## WHAT YOU WILL DO
Single out each line with the word "page" and copy it.
──────
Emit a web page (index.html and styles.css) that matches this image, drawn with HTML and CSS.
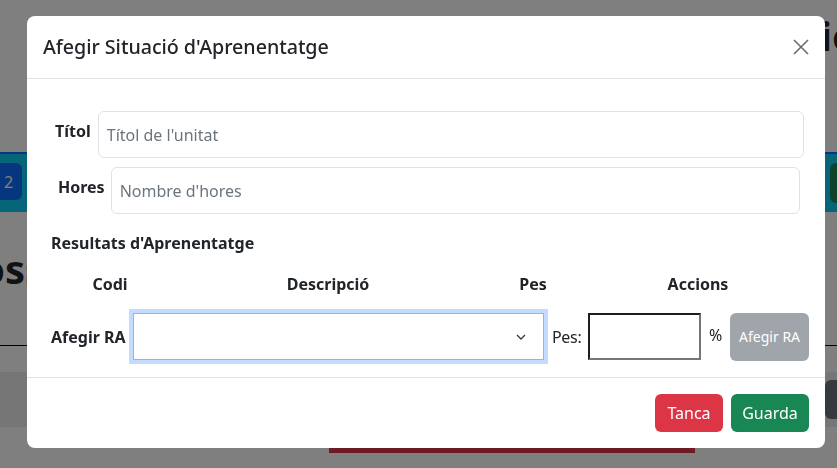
FILE: index.html
```html
<!DOCTYPE html>
<html lang="ca">
<head>
<meta charset="utf-8">
<title>Afegir Situació d'Aprenentatge</title>
<link rel="stylesheet" href="styles.css">
</head>
<body>
<div class="page">
  <header class="page-top"><h1 class="page-title">Programació</h1></header>
  <div class="toolbar">
    <span class="tb-btn tb-primary">2</span>
    <span class="tb-btn tb-success"></span>
  </div>
  <h2 class="section-title">ossos</h2>
  <hr class="rule">
  <div class="band"><span class="band-btn"></span></div>
  <div class="danger-bar"></div>
</div>
<div class="backdrop"></div>
<div class="modal" role="dialog">
  <div class="modal-header">
    <h5 class="modal-title">Afegir Situació d'Aprenentatge</h5>
    <button class="btn-close" aria-label="Close">
      <svg width="16" height="16" viewBox="0 0 16 16"><path d="M1 1L15 15M15 1L1 15" stroke="#6c6c6c" stroke-width="1.6" fill="none"/></svg>
    </button>
  </div>
  <div class="modal-body">
    <div class="form-row row-titol">
      <label class="form-label">Títol</label>
      <input class="form-input" type="text" placeholder="Títol de l'unitat">
    </div>
    <div class="form-row row-hores">
      <label class="form-label">Hores</label>
      <input class="form-input" type="text" placeholder="Nombre d'hores">
    </div>
    <h6 class="ra-title">Resultats d'Aprenentatge</h6>
    <div class="ra-head">
      <span>Codi</span><span>Descripció</span><span>Pes</span><span>Accions</span>
    </div>
    <div class="ra-add">
      <label class="ra-label">Afegir RA</label>
      <div class="ra-select">
        <svg width="10" height="6" viewBox="0 0 10 6"><polyline points="1,1 5,5 9,1" fill="none" stroke="#343a40" stroke-width="1.3"/></svg>
      </div>
      <span class="pes-label">Pes:</span>
      <input class="pes-input" type="text">
      <span class="pct">%</span>
      <button class="btn-add" disabled>Afegir RA</button>
    </div>
  </div>
  <div class="modal-footer">
    <button class="btn btn-danger">Tanca</button>
    <button class="btn btn-success">Guarda</button>
  </div>
</div>
</body>
</html>
```
FILE: styles.css
```css
html, body {
  margin: 0;
  padding: 0;
}
body {
  width: 837px;
  height: 468px;
  overflow: hidden;
  position: relative;
  background: #fff;
  font-family: "Noto Sans", "DejaVu Sans", sans-serif;
  color: #212529;
}

/* underlying page */
.page-top {
  height: 152px;
  display: flex;
  justify-content: flex-end;
  align-items: flex-start;
  overflow: hidden;
}
.page-title {
  margin: 12px -20px 0 0;
  font-size: 40px;
  line-height: 48px;
  font-weight: 700;
  white-space: nowrap;
}
.toolbar {
  height: 58px;
  border-top: 2px solid #0d6efd;
  background: #0dcaf0;
  display: flex;
  justify-content: space-between;
  align-items: center;
}
.tb-btn {
  display: flex;
  align-items: center;
  color: #fff;
  font-size: 16px;
}
.tb-primary {
  width: 18px;
  height: 37px;
  padding-left: 4px;
  background: #0d6efd;
  border-radius: 0 6px 6px 0;
  margin-top: -3px;
}
.tb-success {
  width: 30px;
  height: 40px;
  background: #198754;
  border-radius: 6px 0 0 6px;
  margin-right: -23px;
}
.section-title {
  margin: 33px 0 0 -20px;
  font-size: 40px;
  line-height: 48px;
  font-weight: 700;
  height: 100px;
  white-space: nowrap;
}
.rule {
  margin: 0;
  border: 0;
  border-top: 1px solid #000;
  height: 0;
}
.band {
  margin-top: 26px;
  height: 55px;
  background: #ececec;
  display: flex;
  justify-content: flex-end;
  align-items: center;
}
.band-btn {
  width: 40px;
  height: 39px;
  background: #6c757d;
  border-radius: 6px;
  margin-right: -28px;
}
.danger-bar {
  margin: 14px 0 0 329px;
  width: 366px;
  height: 12px;
  background: #dc3545;
}

/* overlay */
.backdrop {
  position: fixed;
  inset: 0;
  background: rgba(0, 0, 0, 0.5);
}
.modal {
  position: absolute;
  left: 27px;
  top: 16px;
  width: 798px;
  background: #fff;
  border-radius: 8px;
  overflow: hidden;
}
.modal-header {
  height: 62px;
  padding: 0 16px;
  border-bottom: 1px solid #dee2e6;
  display: flex;
  align-items: center;
  justify-content: space-between;
}
.modal-title {
  margin: 0;
  font-size: 19.7px;
  font-weight: 500;
  line-height: 24px;
  letter-spacing: -0.05px;
}
.btn-close {
  border: 0;
  background: none;
  padding: 0;
  width: 16px;
  height: 16px;
  display: flex;
}
.modal-body {
  padding: 32px 16px 17px;
}
.form-row {
  display: flex;
  align-items: center;
}
.row-titol {
  padding-left: 12px;
  margin-right: 5px;
}
.row-hores {
  margin-top: 9px;
  padding-left: 15px;
  margin-right: 9px;
}
.form-label {
  font-weight: 700;
  font-size: 16px;
  margin-right: 7px;
  padding-bottom: 7px;
}
.row-hores .form-label {
  margin-right: 6px;
}
.form-input {
  flex: 1;
  height: 47px;
  box-sizing: border-box;
  border: 1px solid #dee2e6;
  border-radius: 6px;
  padding: 0 8px;
  font-family: inherit;
  font-size: 16px;
  color: #212529;
  outline: none;
}
.form-input::placeholder {
  color: #6c757d;
}
.ra-title {
  margin: 19px 0 0 8px;
  font-size: 16px;
  line-height: 20px;
  font-weight: 700;
}
.ra-head {
  margin: 20px 0 0 8px;
  display: grid;
  grid-template-columns: 118px 318px 92px 238px;
  font-weight: 700;
  font-size: 16px;
  line-height: 22px;
  text-align: center;
}
.ra-add {
  margin: 18px 0 0 8px;
  height: 47px;
  display: flex;
  align-items: center;
  font-size: 16px;
}
.ra-label {
  width: 75px;
  font-weight: 700;
}
.ra-select {
  margin-left: 7px;
  width: 412px;
  height: 47px;
  box-sizing: border-box;
  border: 1px solid #86b7fe;
  box-shadow: 0 0 0 4px #c2dbfe;
  display: flex;
  align-items: center;
  justify-content: flex-end;
  padding-right: 17px;
}
.pes-label {
  margin-left: 8px;
  width: 30px;
  letter-spacing: -0.3px;
}
.pes-input {
  margin-left: 6px;
  width: 113px;
  height: 47px;
  box-sizing: border-box;
  border-style: solid;
  border-width: 2px;
  border-color: #1e1e1e #767676 #767676 #1e1e1e;
  padding: 0 4px;
  font-family: inherit;
  font-size: 16px;
  outline: none;
}
.pct {
  margin-left: 8px;
  padding-bottom: 4px;
}
.btn-add {
  margin-left: 8px;
  width: 79px;
  height: 48px;
  border: 0;
  border-radius: 6px;
  background: #6c757d;
  opacity: 0.65;
  color: #fff;
  font-family: inherit;
  font-size: 14px;
  padding: 0;
}
.modal-footer {
  border-top: 1px solid #dee2e6;
  padding: 16px;
  display: flex;
  justify-content: flex-end;
  gap: 8px;
}
.btn {
  height: 38px;
  border: 0;
  border-radius: 6px;
  padding: 0;
  color: #fff;
  font-family: inherit;
  font-size: 16px;
}
.btn-danger {
  width: 68px;
  background: #dc3545;
}
.btn-success {
  width: 78px;
  background: #198754;
}
```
──────
## REPLY
Emit a web page (index.html and styles.css) that matches this image, drawn with HTML and CSS.
<div class="page">
  <header class="page-top"><h1 class="page-title">Programació</h1></header>
/* underlying page */
.page-top {
.page-title {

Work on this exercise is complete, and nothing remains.